Look for the string "Convert" and copy every line that has it.

**EXCERPTED RECORDS:**
— Begin —
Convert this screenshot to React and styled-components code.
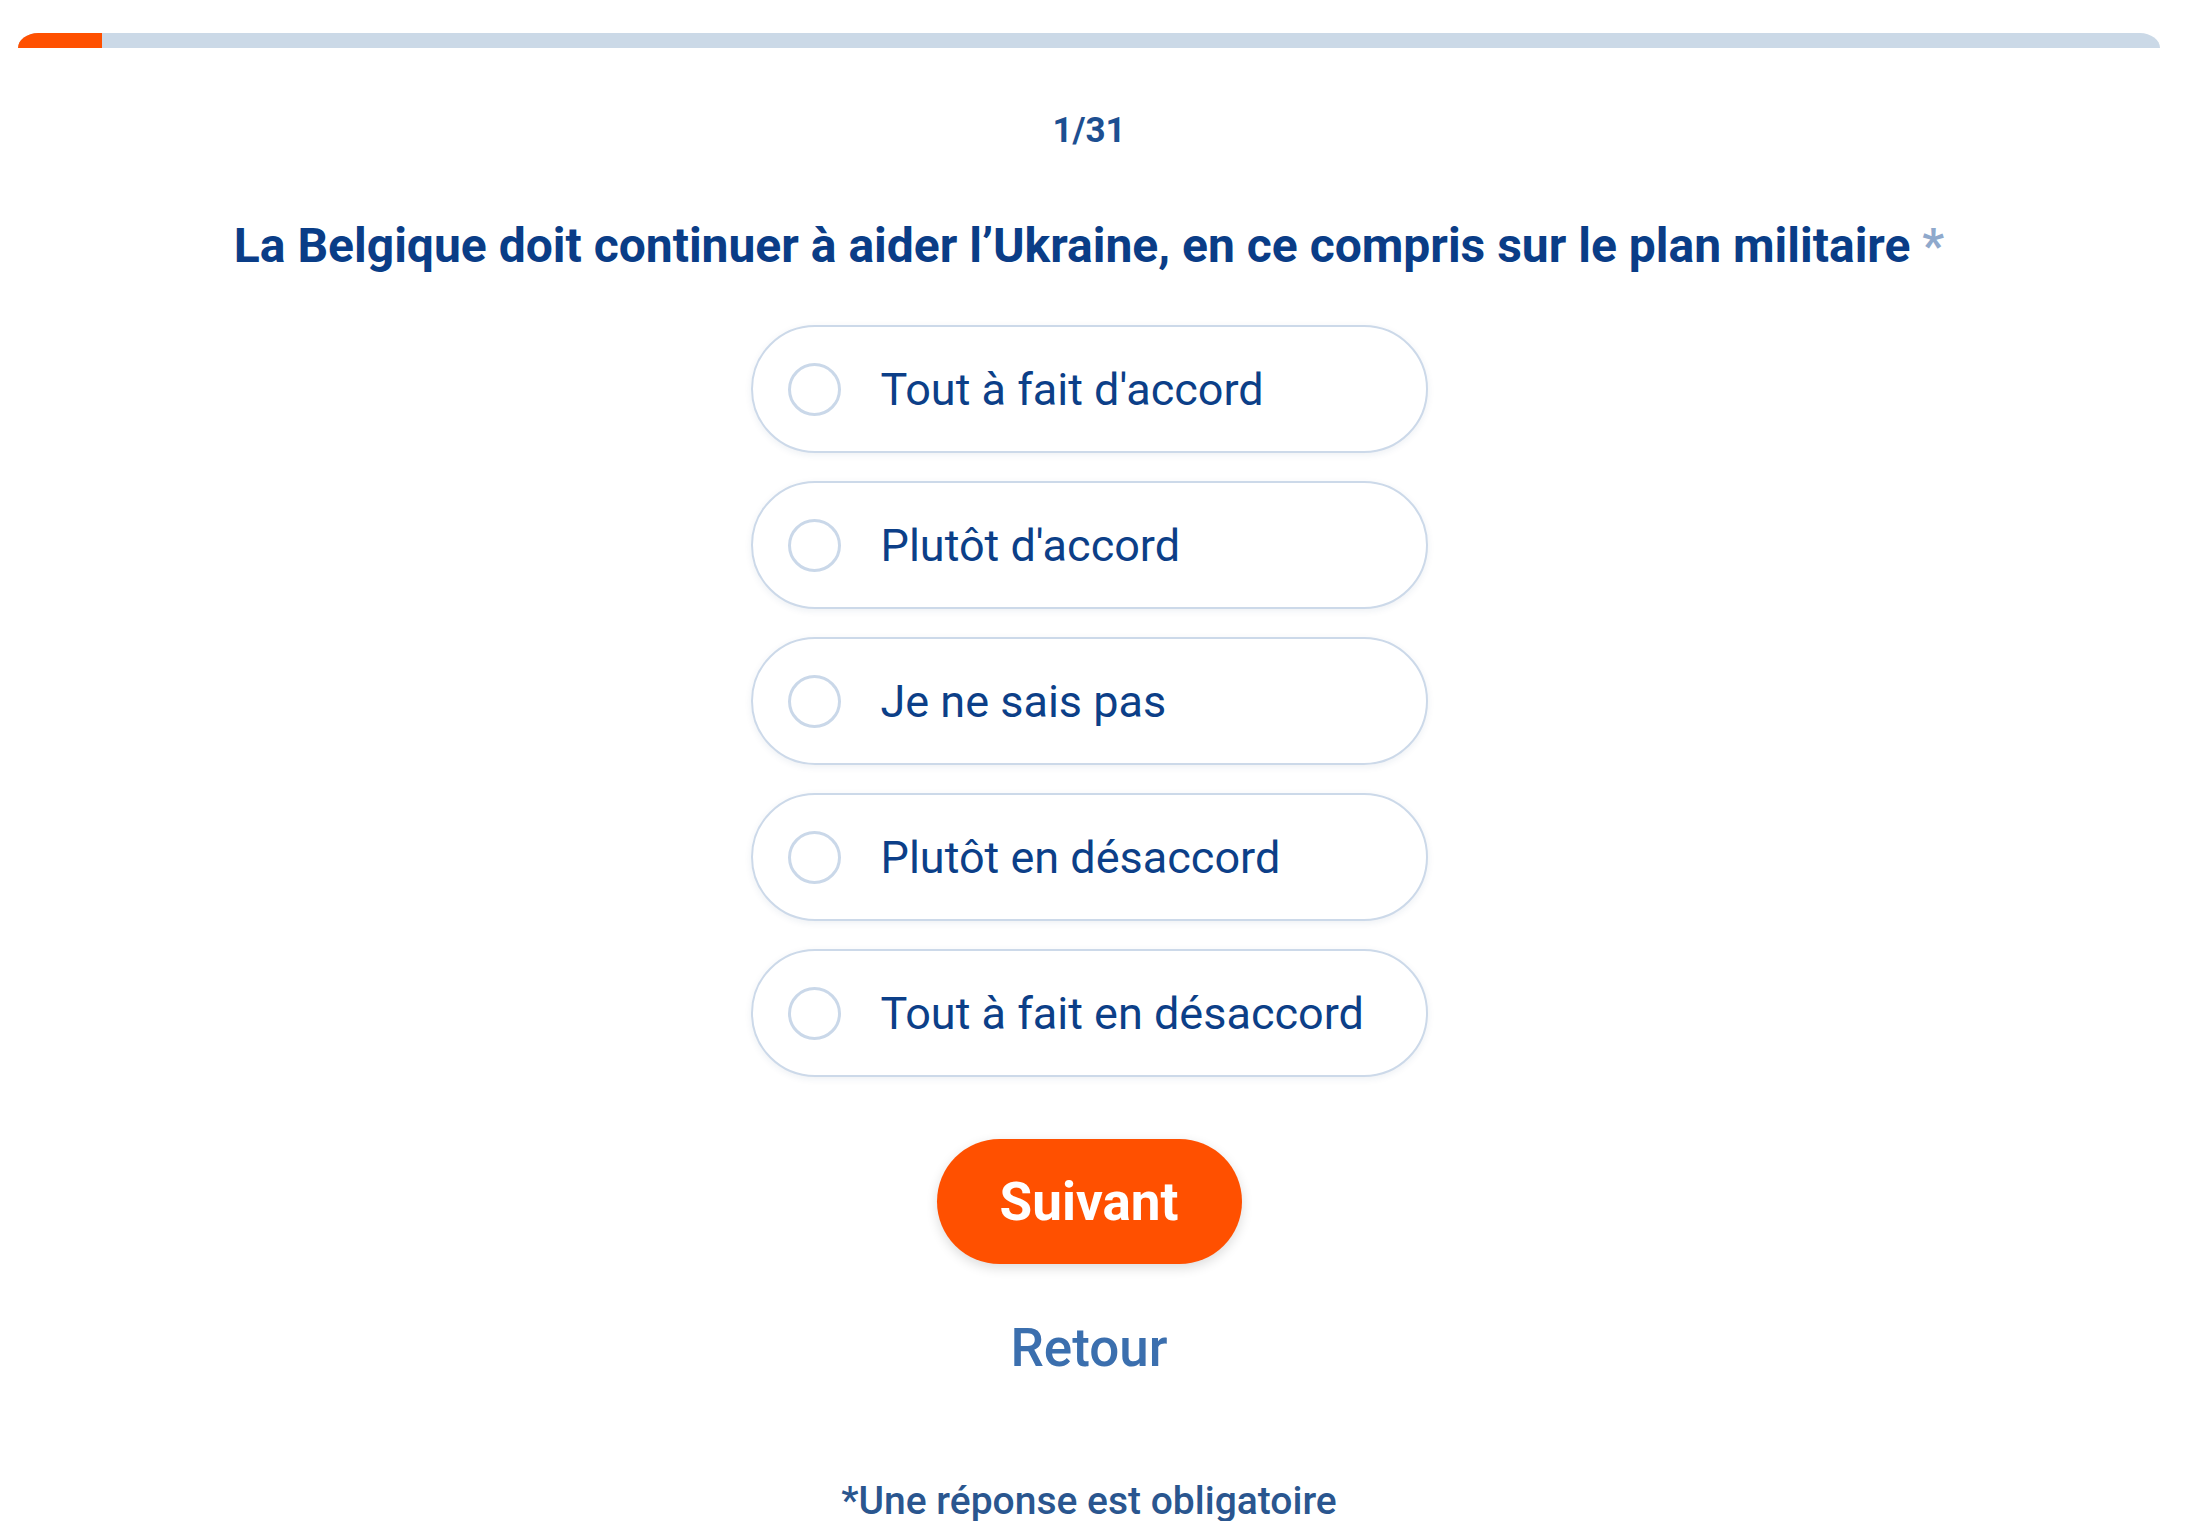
— End —
— Begin —
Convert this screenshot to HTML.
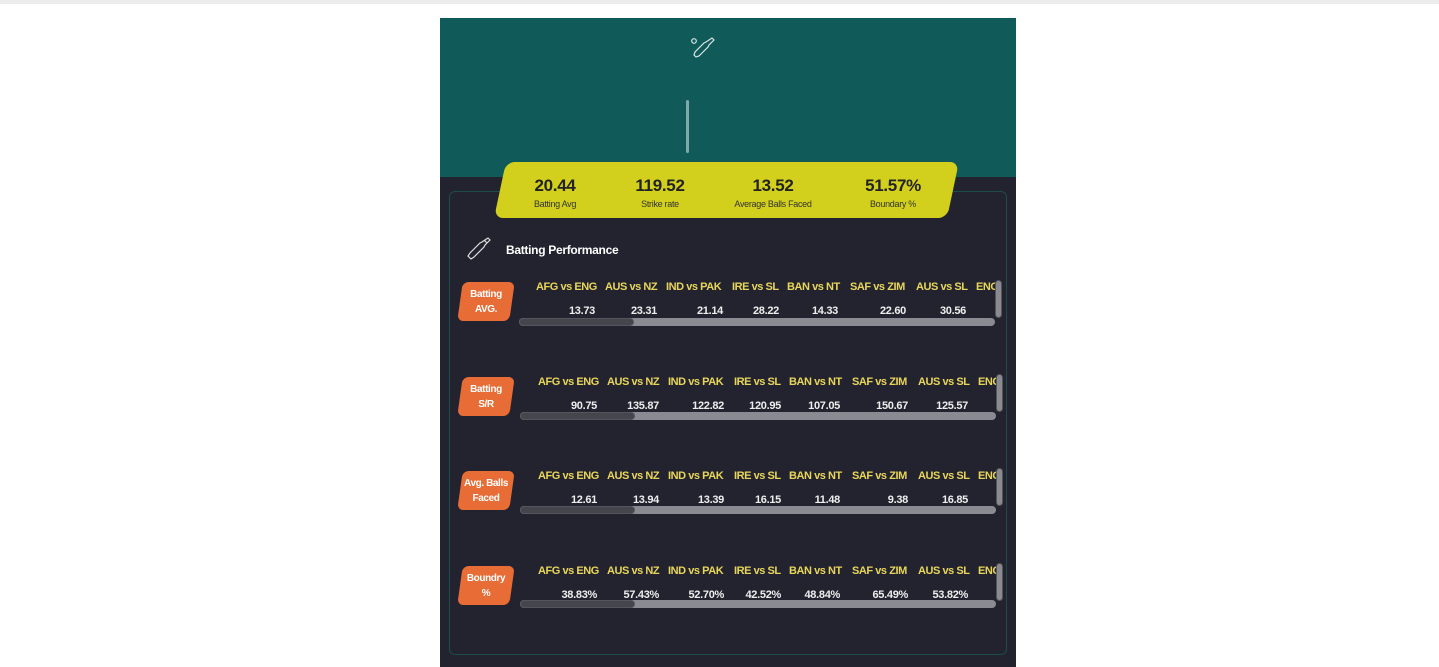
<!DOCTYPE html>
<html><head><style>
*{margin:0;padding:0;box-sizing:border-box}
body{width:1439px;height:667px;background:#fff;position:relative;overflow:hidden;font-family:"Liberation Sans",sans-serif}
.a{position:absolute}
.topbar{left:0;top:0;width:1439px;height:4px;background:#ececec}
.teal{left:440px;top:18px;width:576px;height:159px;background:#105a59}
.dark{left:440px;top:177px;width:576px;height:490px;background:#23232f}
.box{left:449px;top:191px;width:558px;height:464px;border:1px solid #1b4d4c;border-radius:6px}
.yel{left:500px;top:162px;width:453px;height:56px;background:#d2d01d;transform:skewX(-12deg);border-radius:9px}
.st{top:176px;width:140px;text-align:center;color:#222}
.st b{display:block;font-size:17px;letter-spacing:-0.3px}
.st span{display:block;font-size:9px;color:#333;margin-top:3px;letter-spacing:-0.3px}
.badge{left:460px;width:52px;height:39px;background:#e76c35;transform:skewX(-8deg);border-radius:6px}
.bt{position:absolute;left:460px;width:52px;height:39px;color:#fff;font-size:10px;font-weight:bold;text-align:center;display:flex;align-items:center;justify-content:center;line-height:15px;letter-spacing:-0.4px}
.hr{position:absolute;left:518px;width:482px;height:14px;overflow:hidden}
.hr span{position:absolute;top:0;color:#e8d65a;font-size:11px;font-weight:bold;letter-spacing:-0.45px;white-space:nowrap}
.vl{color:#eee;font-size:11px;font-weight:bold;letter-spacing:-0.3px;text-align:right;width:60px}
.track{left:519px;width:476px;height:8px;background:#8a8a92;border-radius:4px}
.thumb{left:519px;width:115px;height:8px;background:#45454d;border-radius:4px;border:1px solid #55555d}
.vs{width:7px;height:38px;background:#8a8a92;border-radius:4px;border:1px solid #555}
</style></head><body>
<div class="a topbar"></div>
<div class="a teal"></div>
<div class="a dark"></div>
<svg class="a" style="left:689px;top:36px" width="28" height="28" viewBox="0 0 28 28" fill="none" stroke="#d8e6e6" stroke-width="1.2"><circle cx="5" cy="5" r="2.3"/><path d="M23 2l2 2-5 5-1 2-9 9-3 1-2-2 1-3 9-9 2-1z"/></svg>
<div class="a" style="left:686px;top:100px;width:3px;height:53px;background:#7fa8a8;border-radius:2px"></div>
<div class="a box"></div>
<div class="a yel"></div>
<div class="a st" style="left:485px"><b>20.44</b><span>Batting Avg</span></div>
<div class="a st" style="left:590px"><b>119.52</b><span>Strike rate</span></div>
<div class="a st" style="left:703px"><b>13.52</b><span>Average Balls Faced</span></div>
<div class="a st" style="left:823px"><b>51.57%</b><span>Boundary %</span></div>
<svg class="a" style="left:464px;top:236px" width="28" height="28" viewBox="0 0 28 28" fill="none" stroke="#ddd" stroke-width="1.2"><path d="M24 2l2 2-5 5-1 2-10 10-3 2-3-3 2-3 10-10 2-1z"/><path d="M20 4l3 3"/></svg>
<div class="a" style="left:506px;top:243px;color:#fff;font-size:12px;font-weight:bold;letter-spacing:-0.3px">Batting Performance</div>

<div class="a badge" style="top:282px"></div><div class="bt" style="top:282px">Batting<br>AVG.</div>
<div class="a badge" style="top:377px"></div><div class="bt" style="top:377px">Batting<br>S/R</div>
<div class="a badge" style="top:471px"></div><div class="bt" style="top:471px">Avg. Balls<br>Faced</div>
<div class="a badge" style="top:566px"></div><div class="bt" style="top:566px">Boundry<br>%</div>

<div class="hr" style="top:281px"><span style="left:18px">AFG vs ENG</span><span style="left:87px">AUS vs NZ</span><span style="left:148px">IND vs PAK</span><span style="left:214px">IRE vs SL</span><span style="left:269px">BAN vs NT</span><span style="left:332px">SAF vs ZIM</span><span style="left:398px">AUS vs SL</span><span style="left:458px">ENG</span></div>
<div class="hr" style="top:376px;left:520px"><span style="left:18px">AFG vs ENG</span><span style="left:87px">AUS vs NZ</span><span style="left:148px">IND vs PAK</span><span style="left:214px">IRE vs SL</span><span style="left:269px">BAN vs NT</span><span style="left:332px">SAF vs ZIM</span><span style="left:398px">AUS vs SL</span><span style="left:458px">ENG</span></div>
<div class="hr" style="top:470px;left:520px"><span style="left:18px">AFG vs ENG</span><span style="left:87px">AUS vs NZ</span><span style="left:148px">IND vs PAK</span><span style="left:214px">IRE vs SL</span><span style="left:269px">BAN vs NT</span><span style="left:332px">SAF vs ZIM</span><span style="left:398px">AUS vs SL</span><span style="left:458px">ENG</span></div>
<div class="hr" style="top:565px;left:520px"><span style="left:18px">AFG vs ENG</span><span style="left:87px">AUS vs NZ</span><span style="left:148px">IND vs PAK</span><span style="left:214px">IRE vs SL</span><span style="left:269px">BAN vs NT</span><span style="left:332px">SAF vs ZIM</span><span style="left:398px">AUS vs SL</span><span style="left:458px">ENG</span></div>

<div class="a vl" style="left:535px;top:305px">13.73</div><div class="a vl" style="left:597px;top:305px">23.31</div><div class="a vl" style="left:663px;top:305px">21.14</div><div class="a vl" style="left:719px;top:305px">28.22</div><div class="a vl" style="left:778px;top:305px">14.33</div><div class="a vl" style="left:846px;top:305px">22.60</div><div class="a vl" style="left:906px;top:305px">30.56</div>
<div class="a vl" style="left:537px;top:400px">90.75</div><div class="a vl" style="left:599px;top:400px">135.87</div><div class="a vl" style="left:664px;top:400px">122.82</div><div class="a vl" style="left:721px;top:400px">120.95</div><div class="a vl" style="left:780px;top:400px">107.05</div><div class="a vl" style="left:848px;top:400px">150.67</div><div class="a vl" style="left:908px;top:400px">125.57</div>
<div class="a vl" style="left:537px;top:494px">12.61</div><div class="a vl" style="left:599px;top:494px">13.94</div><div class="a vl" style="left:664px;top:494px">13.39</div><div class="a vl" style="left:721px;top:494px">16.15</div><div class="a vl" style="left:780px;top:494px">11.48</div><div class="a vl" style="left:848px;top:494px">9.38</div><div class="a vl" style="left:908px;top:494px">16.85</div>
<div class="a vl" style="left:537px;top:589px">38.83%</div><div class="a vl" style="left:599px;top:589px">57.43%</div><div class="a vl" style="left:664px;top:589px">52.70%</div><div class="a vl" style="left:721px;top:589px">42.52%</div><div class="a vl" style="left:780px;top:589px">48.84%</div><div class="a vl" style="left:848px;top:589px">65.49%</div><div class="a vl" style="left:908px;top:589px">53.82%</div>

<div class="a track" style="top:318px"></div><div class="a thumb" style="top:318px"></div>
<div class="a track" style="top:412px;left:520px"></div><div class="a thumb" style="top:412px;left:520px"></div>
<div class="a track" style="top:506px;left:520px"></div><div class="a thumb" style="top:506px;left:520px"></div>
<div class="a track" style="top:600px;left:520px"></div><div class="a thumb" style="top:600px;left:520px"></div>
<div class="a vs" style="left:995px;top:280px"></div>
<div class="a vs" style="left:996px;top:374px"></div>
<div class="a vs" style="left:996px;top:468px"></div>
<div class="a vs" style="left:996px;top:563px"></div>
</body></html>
— End —
**FINISHED TASK:**
Convert this screenshot to React and styled-components code.
Convert this screenshot to HTML.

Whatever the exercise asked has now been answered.